I’m one of those people who doesn’t really like the present rules for armour class and hit points in d20. Chris Marlowe has written an article about the same dissatisfaction. In that article, Mr. Marlowe discussed a few solutions. Well, I’m here to tell you that I’ve found mine. The system is not perfect, but the basis for exactly what I was looking for is there. It’s the Grim-N-Gritty Hit Point and Combat Rules by Kenneth S. Hood.
I happened to find this free PDF while doing research for an upcoming campaign. The campaign is political, very low magic and I wanted to discourage combat as a viable answer to any impasse. The Grim-N-Gritty rules certainly make combat more dangerous, and while high-level characters have advantages, they no longer stride god-like through towns and villages.
The Grim-N-Gritty rules don’t make combat much more deadly at low-level, rather the rules restrict progression. Also, intrinsic to this new hit point system are two new stats called “Defence” and “Protection.” Combat becomes a series of opposed rolls. Armour now reduces damage rather than helping one avoid hits. Defence increases with levels, as do hit points (though nowhere near as great an increase as in the present d20 rules). Protection, meanwhile, is based on one’s armour.
Also important to the Grim-N-Gritty rules is deteriorating skill as one loses hit points. Penalties are accumulated as hit points are lost. Healing is much slower in the Grim-N-Gritty rules. Given this, player characters are much more careful about engaging in combat. If that CR 0.25 creature happens to get a critical, and gets through the PCs protection, that damage could take weeks to heal!
Having used the Grim-N-Gritty rules a couple of times now, I enjoy them. I like the idea of opposed rolls, as that fits better into my conception of combat and how an increase in ability and experience allows one to avoid strikes. Perhaps part of this was supposed to be included in the d20 abstract stat of hit points, but I found it difficult to put in place during games, or even visualize. Being a huge movie fan, a lot of my games are envisioned alike to a movie. As such, the idea of actually fencing, of placing skill against skill, appeals to me.
In the campaign using Grim-N-Gritty, players that usually waded into combat–even when hacking the head off the nearest individual is obviously not the best idea–avoided combat when possible. Fighting became a defensive, tactical exercise rather than a version of the PC game “Diablo.” This suits my campaign and my DMing style.
I haven’t heard any complaints (yet) and I really like how the players have reacted to the rules. We found that sometimes the rules were as unbelievable as the regular d20 rules. When on the characters became paralysed, we tried to figure out how to handle attacks on him. It seemed that the PC still got a Defence roll, which seemed unrealistic. We decided that the attacker still needed to hit, and as long as a 1 or less (after modifications) wasn’t rolled, the attacker hit, but still had to deal with the PCs protection.

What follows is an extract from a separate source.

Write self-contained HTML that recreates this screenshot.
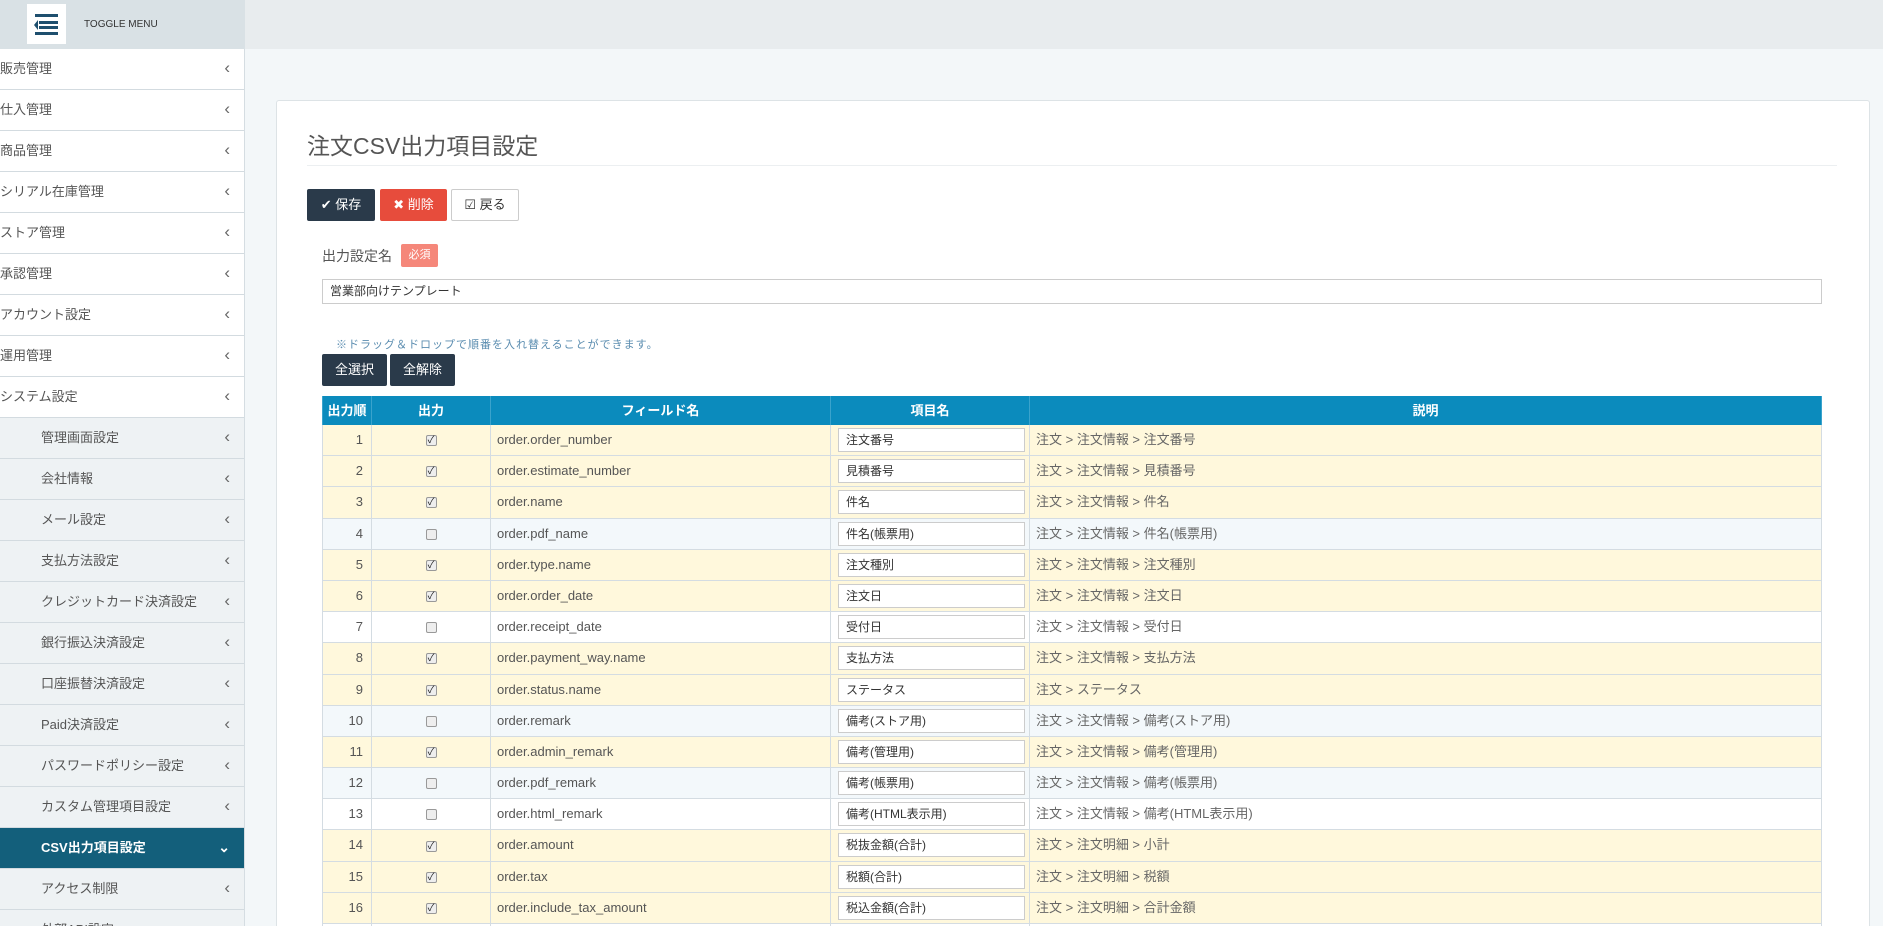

All in all, the Grim-N-Gritty Hit Point and Combat Rules addresses my main concern with d20. It is basic enough that it does not slow down or make d20s abstract and simple combat rules any more complex. Combat still moves quickly and flows smoothly. I wouldn’t suggest this for a magic heavy environment (magic becomes very deadly, especially high level spells!) or for those who prefer the heroic, laugh-at-the-pain campaign. I would, however, suggest those who dislike the current hit point system download and consider using these rules variants. They are easy to integrate into a campaign and add a lot of tension to the mix whenever someone draws a sword.